Manoeuvring into position

Dry docks are required to repair those portions of the exteriors of ships that usually lie below the waterline. To remove barnacles and add new coats of paint, ships are brought into a basin from which water can be pumped out. Weighted blocks based on the design of the ship’s hull are placed on the floor of the dock in preparation for the docking, and the vessel has to settle down precisely onto those blocks. Manoeuvring the ship into the dock requires dozens of men on both sides pulling on thick ropes which are eventually tied to sturdy bollards. Undocking reverses the process at the end of maintenance and repair. It seemed to my untrained eyes to be the easier of the two procedures: water let in, the gate of the dock raised and removed to one side, the ship floating and sliding gently forward guided by tug boats. But the undocking we filmed required two attempts, because the first one was too close to lunchtime.
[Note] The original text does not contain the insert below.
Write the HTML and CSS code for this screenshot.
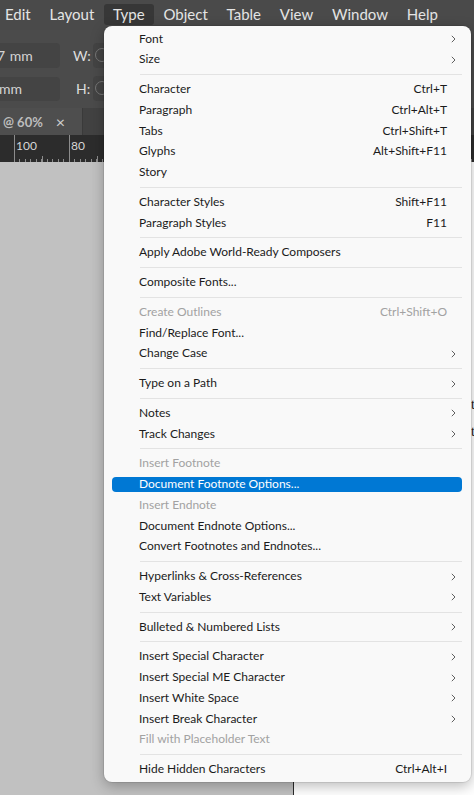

What does lunch have to do with it? Although the dockyard is a military facility, its employees are civilians, and they have, or at least had at that time, a very obtrusive union. Naval officers were in charge of individual workshops and the yard as a whole, but officers came in for a while before being transferred out, while workers stayed in their secure jobs. The relation between officers and civilians was tense, because the officers had schedules to adhere to, but pushing workers hard led to flash strikes and tool-down agitations. To get ships ready in time, the navy would hire contract labourers, who toiled at dusk and through much of the night after the regular shift had left. It was depressing to witness the contrast between a lazy, entitled unionised workforce and the hard-working, underpaid casual labour. Some of the most atmospheric shots in our film, of sparks flying inside the dry dock from soldering irons and gas cutters used during the night-shift, did not represent dockyard employees at all. Since ours was a commissioned documentary, the commentary I wrote completely ignored the issue of casual labour.

Special skills

There were many types of work carried out in the dockyard that required special skills and experience, which contract labour could not provide. Among these were the docking and undocking of ships. Undocking had to take place within a certain time frame because it depended on the tide. On our first attempt at shooting the process, the sailors reported on deck at the appointed minute, and stood waiting for the civilian workers to show up. Unfortunately, the ship was to be taken out in the early afternoon. Since the dining hall was a fair distance from many of the workshops, workers tacked on the time it took to walk there and back to the break, which meant that lunch often took closer to two hours than one. By the time all workers had assembled at dockside, it was too late to comfortably complete the procedure before the tide got too low. The undocking was postponed to a date when the tide was more considerate of long lunch breaks. We didn’t complain about the changed schedule, for it offered us better light conditions in which to capture the vessel exiting the dock.

I couldn’t help noting, in reading about INS Betwa, that the mishap occurred at 1.50 pm. That’s probably a completely irrelevant detail. Unless it isn’t.